## EXERCISE DETAILS:
Within the data that follows, how many lines carry the string "components"? Give the number alone.

═══

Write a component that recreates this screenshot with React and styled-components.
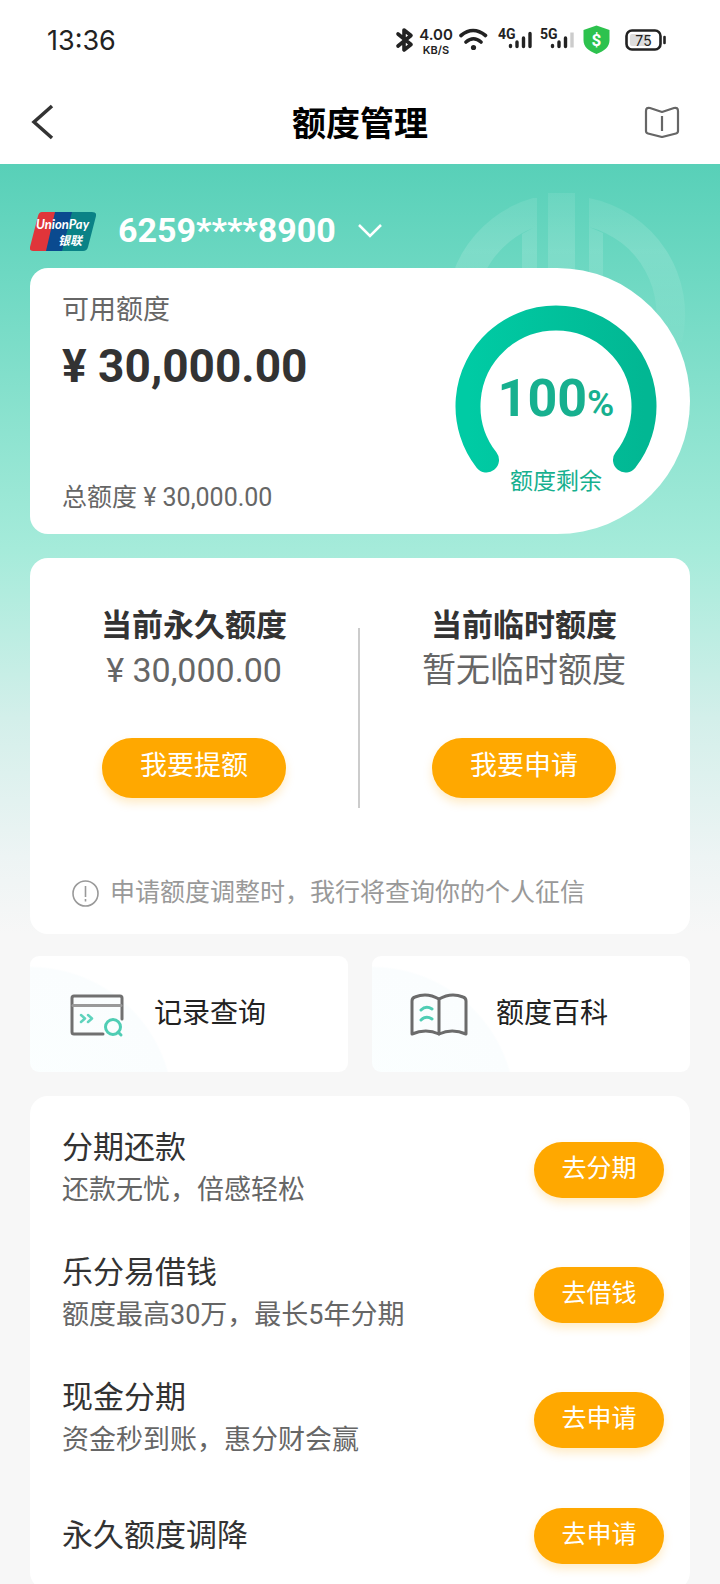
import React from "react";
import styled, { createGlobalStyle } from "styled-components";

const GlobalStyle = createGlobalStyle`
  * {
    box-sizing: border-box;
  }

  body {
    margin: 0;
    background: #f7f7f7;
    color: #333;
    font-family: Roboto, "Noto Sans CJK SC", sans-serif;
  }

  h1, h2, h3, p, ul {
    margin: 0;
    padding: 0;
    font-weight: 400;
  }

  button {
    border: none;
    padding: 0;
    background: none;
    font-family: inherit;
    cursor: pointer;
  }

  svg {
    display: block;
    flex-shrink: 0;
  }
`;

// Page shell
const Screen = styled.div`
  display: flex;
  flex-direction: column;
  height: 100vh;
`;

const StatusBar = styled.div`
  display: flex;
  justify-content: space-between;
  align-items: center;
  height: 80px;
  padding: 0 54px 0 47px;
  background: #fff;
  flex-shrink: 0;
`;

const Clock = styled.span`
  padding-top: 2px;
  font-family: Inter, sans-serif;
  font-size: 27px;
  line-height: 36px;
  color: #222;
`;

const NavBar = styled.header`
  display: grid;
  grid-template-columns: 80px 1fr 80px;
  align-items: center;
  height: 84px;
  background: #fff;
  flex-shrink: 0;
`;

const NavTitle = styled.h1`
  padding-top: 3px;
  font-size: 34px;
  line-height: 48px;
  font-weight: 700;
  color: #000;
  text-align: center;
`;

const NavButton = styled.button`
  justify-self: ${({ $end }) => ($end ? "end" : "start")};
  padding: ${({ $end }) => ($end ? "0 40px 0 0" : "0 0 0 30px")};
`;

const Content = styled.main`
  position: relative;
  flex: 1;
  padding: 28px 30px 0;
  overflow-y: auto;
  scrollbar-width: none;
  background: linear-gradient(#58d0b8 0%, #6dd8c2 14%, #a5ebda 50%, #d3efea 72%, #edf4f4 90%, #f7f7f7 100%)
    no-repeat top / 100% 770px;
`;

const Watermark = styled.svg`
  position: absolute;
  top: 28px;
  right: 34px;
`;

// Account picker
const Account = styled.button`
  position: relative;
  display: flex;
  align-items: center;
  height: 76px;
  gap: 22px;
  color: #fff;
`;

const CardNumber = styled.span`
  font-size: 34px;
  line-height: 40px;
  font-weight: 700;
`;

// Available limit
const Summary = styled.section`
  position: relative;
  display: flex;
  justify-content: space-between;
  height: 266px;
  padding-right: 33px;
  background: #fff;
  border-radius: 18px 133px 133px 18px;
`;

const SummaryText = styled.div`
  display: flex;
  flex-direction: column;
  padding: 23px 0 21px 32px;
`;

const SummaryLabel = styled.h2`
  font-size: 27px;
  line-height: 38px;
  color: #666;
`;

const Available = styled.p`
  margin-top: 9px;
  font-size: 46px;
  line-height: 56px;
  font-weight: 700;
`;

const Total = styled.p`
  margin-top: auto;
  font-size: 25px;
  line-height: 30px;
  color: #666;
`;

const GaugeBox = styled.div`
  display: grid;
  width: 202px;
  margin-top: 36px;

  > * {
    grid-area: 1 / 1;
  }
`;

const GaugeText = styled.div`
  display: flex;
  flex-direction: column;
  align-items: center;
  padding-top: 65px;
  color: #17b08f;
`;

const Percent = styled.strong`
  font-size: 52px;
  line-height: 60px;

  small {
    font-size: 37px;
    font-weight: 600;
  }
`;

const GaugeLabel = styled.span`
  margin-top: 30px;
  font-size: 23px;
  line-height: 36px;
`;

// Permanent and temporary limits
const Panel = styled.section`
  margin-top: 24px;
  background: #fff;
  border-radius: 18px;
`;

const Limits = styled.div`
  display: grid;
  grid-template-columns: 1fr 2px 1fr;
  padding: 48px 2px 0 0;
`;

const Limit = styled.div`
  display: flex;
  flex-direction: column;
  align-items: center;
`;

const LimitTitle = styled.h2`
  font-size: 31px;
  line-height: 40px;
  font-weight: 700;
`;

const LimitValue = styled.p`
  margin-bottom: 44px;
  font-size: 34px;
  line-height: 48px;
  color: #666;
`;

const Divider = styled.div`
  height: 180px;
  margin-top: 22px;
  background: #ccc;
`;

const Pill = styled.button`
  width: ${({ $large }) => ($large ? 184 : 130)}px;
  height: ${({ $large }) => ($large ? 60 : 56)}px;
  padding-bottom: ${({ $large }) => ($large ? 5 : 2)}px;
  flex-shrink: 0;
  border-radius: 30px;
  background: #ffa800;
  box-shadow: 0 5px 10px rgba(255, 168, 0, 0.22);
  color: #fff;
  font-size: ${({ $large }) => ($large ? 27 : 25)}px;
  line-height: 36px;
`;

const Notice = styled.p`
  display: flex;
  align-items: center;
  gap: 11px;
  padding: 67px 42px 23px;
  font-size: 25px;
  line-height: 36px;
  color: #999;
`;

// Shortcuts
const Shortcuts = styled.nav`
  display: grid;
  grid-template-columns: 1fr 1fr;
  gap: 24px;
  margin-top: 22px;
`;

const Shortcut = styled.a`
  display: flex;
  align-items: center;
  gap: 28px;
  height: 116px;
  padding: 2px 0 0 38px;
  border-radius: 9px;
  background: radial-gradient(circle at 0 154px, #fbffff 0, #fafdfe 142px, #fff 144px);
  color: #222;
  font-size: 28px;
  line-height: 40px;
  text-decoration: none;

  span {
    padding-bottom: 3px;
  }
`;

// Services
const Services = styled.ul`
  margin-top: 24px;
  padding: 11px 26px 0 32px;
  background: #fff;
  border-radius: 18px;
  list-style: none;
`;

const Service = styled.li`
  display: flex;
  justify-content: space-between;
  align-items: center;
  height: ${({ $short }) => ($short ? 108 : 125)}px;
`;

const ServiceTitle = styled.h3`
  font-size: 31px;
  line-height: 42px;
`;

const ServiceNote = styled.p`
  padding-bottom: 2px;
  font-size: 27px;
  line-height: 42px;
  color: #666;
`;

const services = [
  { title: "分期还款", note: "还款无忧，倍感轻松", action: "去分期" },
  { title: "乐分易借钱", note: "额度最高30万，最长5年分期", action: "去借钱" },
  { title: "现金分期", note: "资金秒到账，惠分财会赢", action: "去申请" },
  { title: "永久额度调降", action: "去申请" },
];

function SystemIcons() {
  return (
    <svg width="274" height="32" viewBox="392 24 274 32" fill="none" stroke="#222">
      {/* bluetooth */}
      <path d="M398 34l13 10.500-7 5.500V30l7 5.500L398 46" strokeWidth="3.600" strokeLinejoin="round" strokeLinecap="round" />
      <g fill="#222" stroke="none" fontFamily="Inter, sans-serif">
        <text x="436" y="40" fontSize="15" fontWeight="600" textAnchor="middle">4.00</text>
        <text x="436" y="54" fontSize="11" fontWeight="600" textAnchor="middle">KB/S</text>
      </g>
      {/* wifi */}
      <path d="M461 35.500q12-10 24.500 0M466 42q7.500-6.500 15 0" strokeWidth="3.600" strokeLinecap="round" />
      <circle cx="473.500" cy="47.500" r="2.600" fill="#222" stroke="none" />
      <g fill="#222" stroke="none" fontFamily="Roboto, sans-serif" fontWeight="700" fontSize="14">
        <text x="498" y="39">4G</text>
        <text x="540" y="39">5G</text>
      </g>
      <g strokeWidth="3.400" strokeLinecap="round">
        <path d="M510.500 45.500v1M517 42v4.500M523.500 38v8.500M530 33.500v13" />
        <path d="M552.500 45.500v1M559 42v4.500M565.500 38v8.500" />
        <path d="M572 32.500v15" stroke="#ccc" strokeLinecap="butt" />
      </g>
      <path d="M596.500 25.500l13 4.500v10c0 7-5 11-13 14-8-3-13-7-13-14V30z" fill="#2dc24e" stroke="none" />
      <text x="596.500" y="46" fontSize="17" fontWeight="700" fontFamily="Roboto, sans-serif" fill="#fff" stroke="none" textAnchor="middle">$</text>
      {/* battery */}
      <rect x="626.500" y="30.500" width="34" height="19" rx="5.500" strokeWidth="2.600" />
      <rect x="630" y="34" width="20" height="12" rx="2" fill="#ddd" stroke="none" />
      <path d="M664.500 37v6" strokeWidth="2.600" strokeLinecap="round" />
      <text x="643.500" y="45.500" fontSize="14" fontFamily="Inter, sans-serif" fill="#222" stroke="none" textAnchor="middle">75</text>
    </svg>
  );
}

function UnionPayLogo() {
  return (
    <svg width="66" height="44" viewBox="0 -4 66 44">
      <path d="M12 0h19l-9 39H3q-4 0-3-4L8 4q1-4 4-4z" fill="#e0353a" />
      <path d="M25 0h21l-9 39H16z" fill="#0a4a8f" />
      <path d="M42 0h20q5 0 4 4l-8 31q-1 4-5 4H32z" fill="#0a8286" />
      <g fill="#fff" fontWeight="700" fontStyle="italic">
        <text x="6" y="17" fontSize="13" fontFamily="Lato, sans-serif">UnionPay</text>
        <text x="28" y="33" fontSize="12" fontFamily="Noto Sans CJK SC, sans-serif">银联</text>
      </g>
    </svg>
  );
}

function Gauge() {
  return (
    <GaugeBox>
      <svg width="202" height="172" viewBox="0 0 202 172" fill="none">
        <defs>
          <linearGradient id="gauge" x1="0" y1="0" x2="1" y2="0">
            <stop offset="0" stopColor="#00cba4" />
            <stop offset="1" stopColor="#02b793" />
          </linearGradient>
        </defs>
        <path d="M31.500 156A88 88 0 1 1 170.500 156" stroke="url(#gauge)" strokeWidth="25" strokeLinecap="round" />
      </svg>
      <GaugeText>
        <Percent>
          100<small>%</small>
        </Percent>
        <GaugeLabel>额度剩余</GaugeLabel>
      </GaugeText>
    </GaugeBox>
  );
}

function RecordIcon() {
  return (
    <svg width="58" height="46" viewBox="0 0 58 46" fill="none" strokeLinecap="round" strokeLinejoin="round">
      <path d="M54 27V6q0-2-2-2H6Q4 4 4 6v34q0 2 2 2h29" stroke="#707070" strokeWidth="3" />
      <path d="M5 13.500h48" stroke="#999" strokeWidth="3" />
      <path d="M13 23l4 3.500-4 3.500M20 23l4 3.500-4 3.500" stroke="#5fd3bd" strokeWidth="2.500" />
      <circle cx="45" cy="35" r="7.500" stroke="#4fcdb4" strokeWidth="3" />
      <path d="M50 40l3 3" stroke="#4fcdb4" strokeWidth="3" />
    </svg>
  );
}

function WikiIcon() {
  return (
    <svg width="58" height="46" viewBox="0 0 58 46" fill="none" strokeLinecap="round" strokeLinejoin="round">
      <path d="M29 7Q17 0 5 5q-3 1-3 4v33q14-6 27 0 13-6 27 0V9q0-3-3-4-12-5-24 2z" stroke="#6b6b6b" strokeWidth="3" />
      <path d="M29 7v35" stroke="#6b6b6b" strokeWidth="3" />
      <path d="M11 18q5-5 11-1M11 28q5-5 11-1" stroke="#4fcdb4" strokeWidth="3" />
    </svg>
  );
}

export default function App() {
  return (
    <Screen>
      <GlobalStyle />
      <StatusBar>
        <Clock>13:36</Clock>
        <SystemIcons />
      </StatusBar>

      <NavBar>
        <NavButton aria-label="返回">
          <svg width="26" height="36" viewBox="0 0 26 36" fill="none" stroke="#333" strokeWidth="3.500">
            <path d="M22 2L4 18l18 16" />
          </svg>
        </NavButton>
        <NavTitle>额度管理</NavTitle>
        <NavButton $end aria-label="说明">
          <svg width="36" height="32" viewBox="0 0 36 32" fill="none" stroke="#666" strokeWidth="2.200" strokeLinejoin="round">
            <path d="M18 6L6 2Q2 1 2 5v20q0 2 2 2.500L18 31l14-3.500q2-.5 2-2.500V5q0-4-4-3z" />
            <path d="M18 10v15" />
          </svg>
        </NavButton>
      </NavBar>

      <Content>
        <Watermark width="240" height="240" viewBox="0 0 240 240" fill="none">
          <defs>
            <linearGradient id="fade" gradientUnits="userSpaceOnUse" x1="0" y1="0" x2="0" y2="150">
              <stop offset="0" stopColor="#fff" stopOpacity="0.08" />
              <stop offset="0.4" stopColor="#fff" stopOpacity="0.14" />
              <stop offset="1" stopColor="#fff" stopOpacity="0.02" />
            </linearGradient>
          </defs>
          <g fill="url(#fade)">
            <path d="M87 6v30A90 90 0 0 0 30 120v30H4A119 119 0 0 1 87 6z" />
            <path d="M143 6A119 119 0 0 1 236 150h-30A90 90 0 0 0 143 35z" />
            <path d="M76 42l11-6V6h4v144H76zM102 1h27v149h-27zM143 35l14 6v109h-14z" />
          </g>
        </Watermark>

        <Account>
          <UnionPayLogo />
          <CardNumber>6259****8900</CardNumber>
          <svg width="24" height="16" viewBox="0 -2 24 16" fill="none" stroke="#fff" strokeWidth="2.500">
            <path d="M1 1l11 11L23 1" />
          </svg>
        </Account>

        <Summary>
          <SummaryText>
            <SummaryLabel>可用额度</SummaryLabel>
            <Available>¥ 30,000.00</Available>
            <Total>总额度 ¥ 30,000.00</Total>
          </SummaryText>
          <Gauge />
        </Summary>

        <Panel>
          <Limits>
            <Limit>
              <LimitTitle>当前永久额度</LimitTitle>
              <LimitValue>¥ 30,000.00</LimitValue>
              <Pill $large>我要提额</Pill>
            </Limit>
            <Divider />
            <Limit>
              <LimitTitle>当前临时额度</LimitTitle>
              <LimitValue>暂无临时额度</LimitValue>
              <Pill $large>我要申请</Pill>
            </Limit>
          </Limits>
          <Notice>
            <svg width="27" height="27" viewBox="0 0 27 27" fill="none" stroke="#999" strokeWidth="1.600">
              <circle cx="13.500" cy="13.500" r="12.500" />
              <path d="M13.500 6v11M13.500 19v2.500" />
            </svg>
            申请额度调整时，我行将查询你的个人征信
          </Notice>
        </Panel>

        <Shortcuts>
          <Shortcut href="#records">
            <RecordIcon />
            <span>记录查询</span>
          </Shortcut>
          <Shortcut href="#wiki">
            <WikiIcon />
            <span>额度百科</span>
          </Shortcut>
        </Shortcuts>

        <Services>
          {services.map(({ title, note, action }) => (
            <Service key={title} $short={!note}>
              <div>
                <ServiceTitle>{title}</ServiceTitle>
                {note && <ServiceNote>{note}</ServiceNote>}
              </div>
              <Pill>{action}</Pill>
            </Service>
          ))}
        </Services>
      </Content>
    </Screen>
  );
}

═══

## RESULT:
2